- [WHAT IS EXPECTED]:
Count lines holding the word "page". Only the number is wanted.

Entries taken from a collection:
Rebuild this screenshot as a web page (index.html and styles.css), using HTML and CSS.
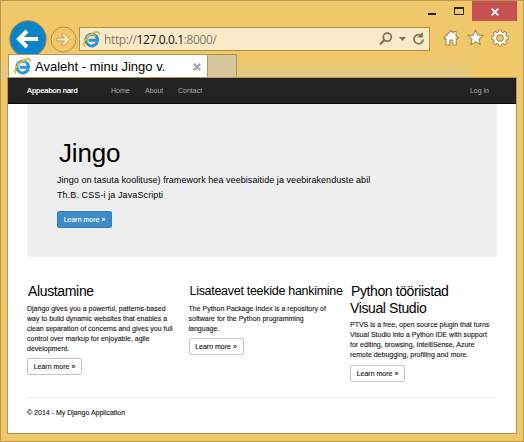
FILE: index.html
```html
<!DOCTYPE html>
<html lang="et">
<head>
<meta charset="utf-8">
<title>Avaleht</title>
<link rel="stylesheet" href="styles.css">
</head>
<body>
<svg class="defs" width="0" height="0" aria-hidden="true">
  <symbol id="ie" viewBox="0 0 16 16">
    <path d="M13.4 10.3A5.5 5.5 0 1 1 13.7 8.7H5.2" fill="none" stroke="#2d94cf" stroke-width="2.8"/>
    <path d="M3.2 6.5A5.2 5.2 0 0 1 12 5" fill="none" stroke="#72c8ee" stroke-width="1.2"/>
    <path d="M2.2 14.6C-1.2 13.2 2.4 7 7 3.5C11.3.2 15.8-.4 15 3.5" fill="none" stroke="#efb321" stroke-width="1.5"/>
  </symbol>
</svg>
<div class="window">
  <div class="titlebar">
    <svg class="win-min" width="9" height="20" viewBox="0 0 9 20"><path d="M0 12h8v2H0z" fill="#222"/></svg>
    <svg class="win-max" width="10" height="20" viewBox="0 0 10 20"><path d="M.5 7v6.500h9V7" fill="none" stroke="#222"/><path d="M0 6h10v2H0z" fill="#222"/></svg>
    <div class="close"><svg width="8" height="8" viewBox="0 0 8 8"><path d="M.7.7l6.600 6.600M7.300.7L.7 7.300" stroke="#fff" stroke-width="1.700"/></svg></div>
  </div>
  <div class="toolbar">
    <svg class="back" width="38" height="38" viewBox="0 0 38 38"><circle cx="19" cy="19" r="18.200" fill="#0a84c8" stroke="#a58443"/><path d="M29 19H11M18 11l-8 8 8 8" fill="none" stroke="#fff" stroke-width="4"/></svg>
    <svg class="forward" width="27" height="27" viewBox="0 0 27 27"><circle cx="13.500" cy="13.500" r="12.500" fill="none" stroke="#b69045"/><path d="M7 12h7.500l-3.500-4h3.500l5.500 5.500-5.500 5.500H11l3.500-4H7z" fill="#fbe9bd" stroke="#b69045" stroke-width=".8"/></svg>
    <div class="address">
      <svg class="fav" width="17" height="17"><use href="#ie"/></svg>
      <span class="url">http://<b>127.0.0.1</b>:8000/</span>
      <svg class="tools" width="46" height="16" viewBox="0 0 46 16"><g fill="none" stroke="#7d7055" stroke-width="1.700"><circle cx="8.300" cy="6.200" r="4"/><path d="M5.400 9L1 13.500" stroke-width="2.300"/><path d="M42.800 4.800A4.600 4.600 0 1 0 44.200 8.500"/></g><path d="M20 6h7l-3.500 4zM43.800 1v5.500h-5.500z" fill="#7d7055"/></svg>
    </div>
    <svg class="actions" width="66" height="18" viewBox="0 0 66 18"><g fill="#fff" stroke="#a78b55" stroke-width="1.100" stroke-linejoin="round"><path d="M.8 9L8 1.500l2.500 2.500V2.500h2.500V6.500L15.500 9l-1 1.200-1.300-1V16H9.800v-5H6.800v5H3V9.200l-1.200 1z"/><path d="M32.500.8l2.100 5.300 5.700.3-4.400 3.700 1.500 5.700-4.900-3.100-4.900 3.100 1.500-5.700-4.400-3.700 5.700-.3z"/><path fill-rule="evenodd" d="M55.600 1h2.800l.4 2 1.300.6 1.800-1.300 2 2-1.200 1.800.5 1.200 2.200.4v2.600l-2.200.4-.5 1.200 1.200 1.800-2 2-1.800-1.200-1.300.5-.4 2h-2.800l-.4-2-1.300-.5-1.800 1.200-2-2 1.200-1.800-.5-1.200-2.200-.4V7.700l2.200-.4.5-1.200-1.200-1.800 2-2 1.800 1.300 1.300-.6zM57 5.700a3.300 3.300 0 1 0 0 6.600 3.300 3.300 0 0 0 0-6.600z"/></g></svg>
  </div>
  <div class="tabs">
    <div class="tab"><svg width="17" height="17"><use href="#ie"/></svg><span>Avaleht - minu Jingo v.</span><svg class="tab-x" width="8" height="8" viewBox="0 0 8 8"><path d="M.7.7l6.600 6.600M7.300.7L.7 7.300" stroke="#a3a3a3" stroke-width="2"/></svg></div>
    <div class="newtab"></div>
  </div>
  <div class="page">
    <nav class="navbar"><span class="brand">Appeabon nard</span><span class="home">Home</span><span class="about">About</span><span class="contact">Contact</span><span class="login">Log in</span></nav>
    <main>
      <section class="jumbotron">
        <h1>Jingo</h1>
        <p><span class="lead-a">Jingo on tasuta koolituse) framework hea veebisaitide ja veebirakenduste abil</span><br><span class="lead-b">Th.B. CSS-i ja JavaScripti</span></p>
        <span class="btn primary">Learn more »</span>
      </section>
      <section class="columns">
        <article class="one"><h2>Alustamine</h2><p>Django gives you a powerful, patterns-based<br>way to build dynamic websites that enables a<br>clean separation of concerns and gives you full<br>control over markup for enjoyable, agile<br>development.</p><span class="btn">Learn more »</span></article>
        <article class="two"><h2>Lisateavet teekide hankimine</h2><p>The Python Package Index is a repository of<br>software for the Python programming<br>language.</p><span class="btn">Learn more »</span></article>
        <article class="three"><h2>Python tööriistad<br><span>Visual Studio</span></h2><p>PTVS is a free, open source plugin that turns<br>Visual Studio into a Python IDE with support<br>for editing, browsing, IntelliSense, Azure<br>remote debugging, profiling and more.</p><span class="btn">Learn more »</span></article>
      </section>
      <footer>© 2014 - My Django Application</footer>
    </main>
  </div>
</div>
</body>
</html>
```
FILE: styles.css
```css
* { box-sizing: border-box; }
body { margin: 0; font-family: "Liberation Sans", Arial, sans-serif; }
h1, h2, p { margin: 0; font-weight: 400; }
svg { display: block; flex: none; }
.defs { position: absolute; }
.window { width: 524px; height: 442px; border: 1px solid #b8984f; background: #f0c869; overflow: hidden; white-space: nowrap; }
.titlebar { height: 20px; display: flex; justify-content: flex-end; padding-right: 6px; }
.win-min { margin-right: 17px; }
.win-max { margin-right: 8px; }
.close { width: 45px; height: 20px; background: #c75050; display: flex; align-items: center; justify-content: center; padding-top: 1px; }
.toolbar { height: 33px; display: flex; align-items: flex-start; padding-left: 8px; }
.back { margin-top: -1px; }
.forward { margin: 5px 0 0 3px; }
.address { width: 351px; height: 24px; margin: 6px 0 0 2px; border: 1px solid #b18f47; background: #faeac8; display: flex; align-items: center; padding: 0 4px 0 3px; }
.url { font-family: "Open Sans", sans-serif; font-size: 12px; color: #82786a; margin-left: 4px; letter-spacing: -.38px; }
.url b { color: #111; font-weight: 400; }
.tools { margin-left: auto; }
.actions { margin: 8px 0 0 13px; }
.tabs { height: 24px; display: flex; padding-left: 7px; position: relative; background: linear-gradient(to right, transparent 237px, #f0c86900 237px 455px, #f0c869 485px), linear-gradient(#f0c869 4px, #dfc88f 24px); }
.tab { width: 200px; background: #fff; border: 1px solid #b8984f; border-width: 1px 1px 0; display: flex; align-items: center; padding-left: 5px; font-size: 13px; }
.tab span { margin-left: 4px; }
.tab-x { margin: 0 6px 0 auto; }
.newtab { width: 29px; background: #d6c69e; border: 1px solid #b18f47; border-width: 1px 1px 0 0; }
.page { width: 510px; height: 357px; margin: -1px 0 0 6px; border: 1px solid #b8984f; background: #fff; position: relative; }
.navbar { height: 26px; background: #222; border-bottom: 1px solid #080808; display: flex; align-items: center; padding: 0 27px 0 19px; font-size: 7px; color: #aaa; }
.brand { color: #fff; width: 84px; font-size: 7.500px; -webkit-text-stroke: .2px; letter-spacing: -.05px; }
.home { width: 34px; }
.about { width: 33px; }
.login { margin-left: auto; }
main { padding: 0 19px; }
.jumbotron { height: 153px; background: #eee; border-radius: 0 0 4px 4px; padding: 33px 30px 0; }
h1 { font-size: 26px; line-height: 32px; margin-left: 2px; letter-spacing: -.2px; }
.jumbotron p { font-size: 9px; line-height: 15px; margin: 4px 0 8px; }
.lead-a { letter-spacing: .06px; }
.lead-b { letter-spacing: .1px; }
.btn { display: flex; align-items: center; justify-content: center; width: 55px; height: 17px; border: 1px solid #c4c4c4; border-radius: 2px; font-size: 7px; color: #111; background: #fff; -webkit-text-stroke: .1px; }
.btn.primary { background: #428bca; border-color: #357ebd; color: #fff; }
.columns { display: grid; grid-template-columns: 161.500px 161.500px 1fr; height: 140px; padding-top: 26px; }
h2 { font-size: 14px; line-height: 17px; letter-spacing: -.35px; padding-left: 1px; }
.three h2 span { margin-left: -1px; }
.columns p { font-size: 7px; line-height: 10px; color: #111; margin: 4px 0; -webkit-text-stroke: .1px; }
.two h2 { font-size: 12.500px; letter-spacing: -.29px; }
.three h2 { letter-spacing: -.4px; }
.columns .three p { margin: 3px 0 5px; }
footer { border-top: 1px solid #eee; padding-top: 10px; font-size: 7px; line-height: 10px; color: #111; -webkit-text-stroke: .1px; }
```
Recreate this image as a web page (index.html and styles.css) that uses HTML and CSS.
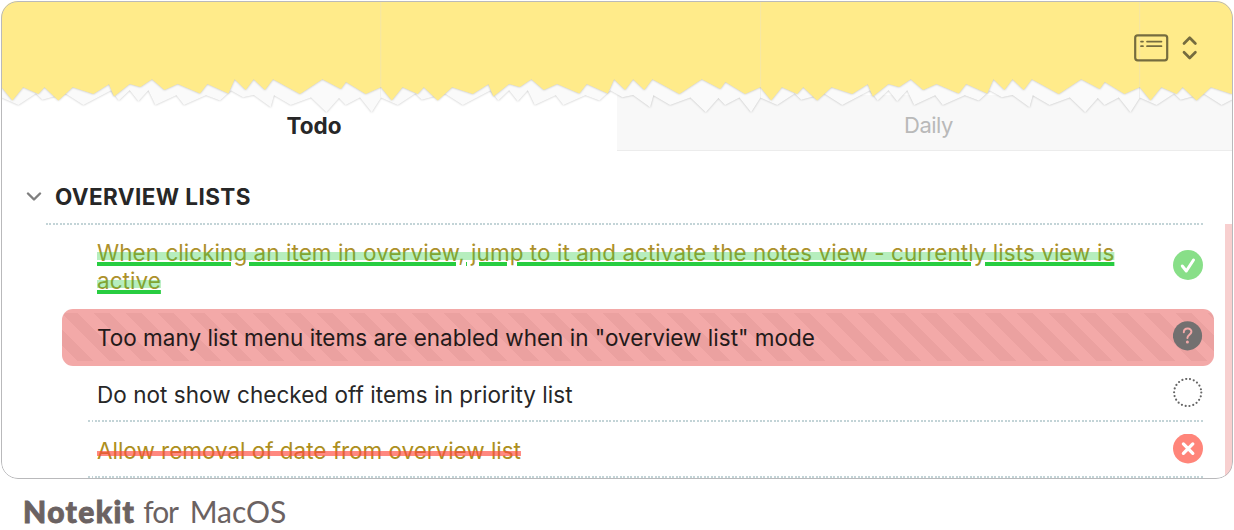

- [RESPONSE TO THE EXERCISE]:
4